DATA EXTRACT:
* * *
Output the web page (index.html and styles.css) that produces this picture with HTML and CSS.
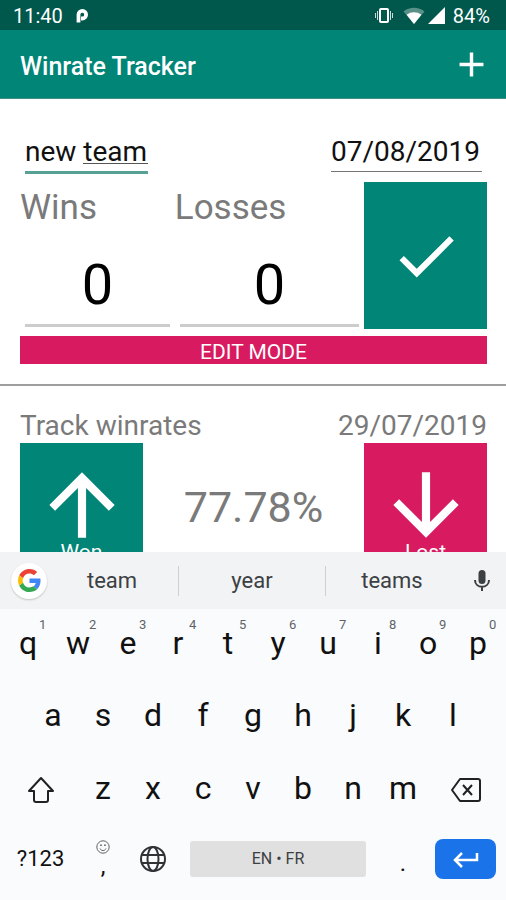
FILE: index.html
```html
<!DOCTYPE html>
<html lang="en">
<head>
<meta charset="utf-8">
<meta name="viewport" content="width=device-width, initial-scale=1">
<title>Winrate Tracker</title>
<link rel="stylesheet" href="styles.css">
</head>
<body>
<div class="status">
  <span>11:40</span>
  <svg class="status-p" width="14" height="16" viewBox="0 0 14 16"><path d="M3.500 14.500V6.500a3.800 3.800 0 1 1 3.800 4H6" fill="none" stroke="#fff" stroke-width="3.800"/></svg>
  <div class="status-icons">
    <svg width="18" height="18" viewBox="0 0 18 18" fill="none" stroke="#fff"><rect x="5" y="2" width="8" height="13" rx="1" stroke-width="2"/><path d="M2.500 4v9M15.500 4v9M.500 6v5M17.500 6v5" stroke-width="1" opacity=".8"/></svg>
    <svg width="22" height="18" viewBox="0 0 22 18"><path d="M11 17L.500 4.500C6.500-.500 15.500-.500 21.500 4.500z" fill="#fff" opacity=".35"/><path d="M11 17L3.600 7.800c4.400-3.300 10.400-3.300 14.800 0z" fill="#fff"/></svg>
    <svg width="18" height="18" viewBox="0 0 18 18"><path d="M17 0v17H0z" fill="#fff"/></svg>
    <span>84%</span>
  </div>
</div>
<header class="appbar">
  <h1>Winrate Tracker</h1>
  <button class="add" aria-label="Add team"><svg width="41" height="41" viewBox="0 0 24 24"><path d="M19 13h-6v6h-2v-6H5v-2h6V5h2v6h6z" fill="#fff"/></svg></button>
</header>
<main>
  <section class="team editing">
    <div class="heading">
      <div class="name-field">
        <input class="field name" aria-label="Team name" value="new team" spellcheck="false">
        <span class="composing"></span>
      </div>
      <input class="field date" aria-label="Date" value="07/08/2019">
    </div>
    <div class="scores">
      <div class="score"><label for="wins">Wins</label><input id="wins" value="0"></div>
      <div class="score"><label for="losses">Losses</label><input id="losses" value="0"></div>
      <button class="tile save" aria-label="Save"><svg width="74" height="74" viewBox="0 0 24 24"><path d="M9 16.170L4.830 12l-1.420 1.410L9 19 21 7l-1.410-1.410z" fill="#fff"/></svg></button>
    </div>
    <button class="edit-mode">EDIT MODE</button>
  </section>
  <section class="team">
    <div class="heading muted"><span>Track winrates</span><span>29/07/2019</span></div>
    <div class="tracker">
      <button class="tile result"><svg width="98" height="98" viewBox="0 0 24 24"><path d="M4 12l1.410 1.410L11 7.830V20h2V7.830l5.580 5.590L20 12l-8-8z" fill="#fff"/></svg><span>Won</span></button>
      <p class="rate">77.78%</p>
      <button class="tile result lost"><svg width="98" height="98" viewBox="0 0 24 24"><path d="M20 12l-1.410-1.410L13 16.170V4h-2v12.170l-5.580-5.590L4 12l8 8z" fill="#fff"/></svg><span>Lost</span></button>
    </div>
  </section>
</main>
<div class="keyboard">
  <div class="suggestions">
    <button class="google" aria-label="Google"><svg width="23" height="23" viewBox="0 0 48 48"><path fill="#EA4335" d="M24 9.500c3.540 0 6.710 1.220 9.210 3.600l6.850-6.850C35.900 2.380 30.470 0 24 0 14.620 0 6.510 5.380 2.560 13.220l7.980 6.190C12.430 13.720 17.740 9.500 24 9.500z"/><path fill="#4285F4" d="M46.980 24.550c0-1.570-.15-3.090-.38-4.550H24v9.020h12.940c-.58 2.960-2.260 5.480-4.780 7.180l7.730 6c4.510-4.180 7.090-10.360 7.090-17.650z"/><path fill="#FBBC05" d="M10.530 28.590c-.48-1.450-.76-2.990-.76-4.590s.27-3.140.76-4.590l-7.980-6.190C.92 16.460 0 20.120 0 24s.92 7.540 2.560 10.780z"/><path fill="#34A853" d="M24 48c6.480 0 11.930-2.130 15.890-5.810l-7.730-6c-2.150 1.450-4.920 2.300-8.160 2.300-6.260 0-11.570-4.220-13.470-9.910l-7.980 6.190C6.510 42.620 14.620 48 24 48z"/></svg></button>
    <button>team</button>
    <button class="middle">year</button>
    <button>teams</button>
    <button class="mic" aria-label="Voice input"><svg width="18" height="24" viewBox="0 0 18 24"><rect x="5.500" y="1" width="7" height="14" rx="3.500" fill="#3c4043"/><path d="M2 11c0 9 14 9 14 0M9 18v4" fill="none" stroke="#3c4043" stroke-width="2"/></svg></button>
  </div>
  <div class="keys">
    <button>q<sup>1</sup></button><button>w<sup>2</sup></button><button>e<sup>3</sup></button><button>r<sup>4</sup></button><button>t<sup>5</sup></button><button>y<sup>6</sup></button><button>u<sup>7</sup></button><button>i<sup>8</sup></button><button>o<sup>9</sup></button><button>p<sup>0</sup></button>
    <button class="indent">a</button><button>s</button><button>d</button><button>f</button><button>g</button><button>h</button><button>j</button><button>k</button><button>l</button>
    <button class="wide first icon" aria-label="Shift"><svg width="30" height="30" viewBox="0 0 30 30"><path d="M15 3L3 16h5v9q0 2 2 2h10q2 0 2-2v-9h5z" fill="none" stroke="#202124" stroke-width="2" stroke-linejoin="round"/></svg></button><button>z</button><button>x</button><button>c</button><button>v</button><button>b</button><button>n</button><button>m</button><button class="wide icon" aria-label="Backspace"><svg width="32" height="26" viewBox="0 0 32 26"><path d="M10 2h18q2 0 2 2v18q0 2-2 2H10L2 13zM13 8l9 10M22 8l-9 10" fill="none" stroke="#202124" stroke-width="2" stroke-linejoin="round"/></svg></button>
    <button class="wide symbols">?123</button>
    <button class="comma" aria-label="Comma or emoji"><svg width="14" height="14" viewBox="0 0 14 14"><circle cx="7" cy="7" r="6.200" fill="none" stroke="#5f6368"/><path d="M4 8.500c1 2.700 5 2.700 6 0" fill="none" stroke="#5f6368"/><circle cx="5" cy="5.200" r=".9" fill="#5f6368"/><circle cx="9" cy="5.200" r=".9" fill="#5f6368"/></svg><span>,</span></button>
    <button aria-label="Change language"><svg width="28" height="28" viewBox="0 0 28 28" fill="none" stroke="#303236" stroke-width="2"><circle cx="14" cy="14" r="12"/><ellipse cx="14" cy="14" rx="5.500" ry="12"/><path d="M3 10h22M3 18h22"/></svg></button>
    <button class="space">EN • FR</button>
    <button class="period">.</button>
    <button class="enter" aria-label="Enter"><svg width="26" height="18" viewBox="0 0 26 18"><path d="M24 3v7H3M9 3L2 10l7 7" fill="none" stroke="#fff" stroke-width="2.500"/></svg></button>
  </div>
</div>
</body>
</html>
```
FILE: styles.css
```css
* { box-sizing: border-box; }

body {
  margin: 0;
  height: 100vh;
  display: flex;
  flex-direction: column;
  background: #fff;
  color: #111;
  font-family: Roboto, "Liberation Sans", sans-serif;
}

button, input {
  margin: 0;
  padding: 0;
  border: 0;
  border-radius: 0;
  background: none;
  color: inherit;
  font: inherit;
  outline: 0;
}

svg { display: block; }

/* Status bar */
.status {
  display: flex;
  flex: none;
  align-items: center;
  height: 30px;
  padding: 2px 16px 0 13px;
  background: #00574b;
  color: #fff;
  font-size: 20px;
}
.status-p { margin-left: 12px; }
.status-icons {
  display: flex;
  align-items: center;
  gap: 7px;
  margin-left: auto;
}
.status-icons svg:nth-child(2) { margin-left: 3px; margin-right: -4px; }

/* App bar */
.appbar {
  display: flex;
  flex: none;
  align-items: center;
  justify-content: space-between;
  height: 69px;
  padding: 0 14px 0 20px;
  border-bottom: 1px solid #3f8f85;
  background: #008577;
  color: #fff;
}
.appbar h1 {
  margin: 0;
  padding-top: 4px;
  font-size: 25px;
  font-weight: 500;
}

/* Teams */
main {
  flex: 1 1 0;
  min-height: 0;
  overflow: hidden;
}
.team { padding: 23px 19px 20px 20px; }
.editing {
  padding-top: 35px;
  border-bottom: 2px solid #9e9e9e;
}
.heading {
  display: flex;
  align-items: flex-start;
  justify-content: space-between;
  font-size: 28px;
  line-height: 34px;
}
.editing .heading { padding: 0 5px; }
.muted { color: #7a7a7a; }
.name-field { position: relative; }
.field {
  display: block;
  height: 40px;
  padding-bottom: 3px;
  line-height: 34px;
}
.name { width: 123px; border-bottom: 3px solid #57a094; }
.date { width: 151px; height: 38px; border-bottom: 1px solid #757575; }
.composing {
  position: absolute;
  right: 0;
  bottom: 10px;
  width: 65px;
  height: 1px;
  background: #555;
}

.scores {
  display: grid;
  grid-template-columns: 9fr 11fr 123px;
  height: 147px;
  margin-top: 8px;
}
.score {
  display: flex;
  flex-direction: column;
  justify-content: space-between;
  min-width: 0;
  padding: 5px 0 2px;
}
.score label {
  color: #7a7a7a;
  font-size: 35px;
  line-height: 42px;
}
.score input {
  width: auto;
  min-width: 0;
  height: 75px;
  margin: 0 5px;
  padding-bottom: 6px;
  border-bottom: 3px solid #ccc;
  color: #000;
  font-size: 56px;
  line-height: 66px;
  text-align: center;
}

.tile {
  display: flex;
  align-items: center;
  justify-content: center;
  background: #008577;
  color: #fff;
}
.edit-mode {
  display: block;
  width: 100%;
  height: 28px;
  margin-top: 7px;
  padding-top: 5px;
  background: #d81b60;
  color: #fff;
  font-size: 21px;
  line-height: 23px;
}

.tracker {
  display: grid;
  grid-template-columns: 123px 1fr 123px;
}
.result {
  flex-direction: column;
  justify-content: flex-start;
  height: 147px;
  padding-top: 13px;
  font-size: 21px;
  line-height: 24px;
}
.result span { margin-top: -14px; }
.lost { background: #d81b60; }
.rate {
  margin: 0;
  padding-top: 39px;
  color: #7a7a7a;
  font-size: 43px;
  line-height: 50px;
  text-align: center;
}

/* Keyboard */
.keyboard {
  flex: none;
  background: #fafbfd;
}
.suggestions {
  display: grid;
  grid-template-columns: 46px 33fr 37fr 33fr 48px;
  align-items: center;
  height: 57px;
  background: #f1f3f4;
  color: #3c4043;
  font-size: 22px;
}
.suggestions .middle {
  height: 30px;
  border: solid #cdd0d3;
  border-width: 0 1px;
}
.google {
  display: grid;
  place-items: center;
  width: 36px;
  height: 36px;
  margin-left: 11px;
  border-radius: 50%;
  background: #fff;
  box-shadow: 0 1px 2px #0003;
}
.mic { justify-self: center; }

.keys {
  display: grid;
  grid-template-columns: repeat(20, 1fr);
  grid-template-rows: 68px 76px 70px 72px;
  padding: 0 3px 5px;
  color: #111;
  font-size: 32px;
  line-height: 38px;
}
.keys button {
  position: relative;
  display: flex;
  align-items: center;
  justify-content: center;
  grid-column: span 2;
}
.keys sup {
  position: absolute;
  top: 8px;
  left: 36px;
  color: #5f6368;
  font-size: 13px;
  line-height: 16px;
}
.keys .indent { grid-column: 2 / span 2; }
.keys .wide { grid-column: span 3; }
.keys .icon { padding-top: 4px; }
.keys .first { grid-column: 1 / span 3; }
.keys .symbols { grid-column: 1 / span 3; font-size: 22px; }
.keys .comma {
  flex-direction: column;
  font-size: 24px;
  line-height: 24px;
}
.keys .period { padding-top: 8px; font-size: 24px; }
.keys .space {
  grid-column: span 8;
  align-self: center;
  height: 36px;
  margin: 0 12px;
  border-radius: 3px;
  background: #e0e0e0;
  color: #3c4043;
  font-size: 16px;
}
.keys .enter {
  grid-column: span 3;
  align-self: center;
  height: 40px;
  margin: 0 7px;
  border-radius: 8px;
  background: #1a73e8;
}
```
* * *
TASK GOAL: Scan the listing above and copy all lines containing the word "index".

COMPLETE ANSWER:
Output the web page (index.html and styles.css) that produces this picture with HTML and CSS.
FILE: index.html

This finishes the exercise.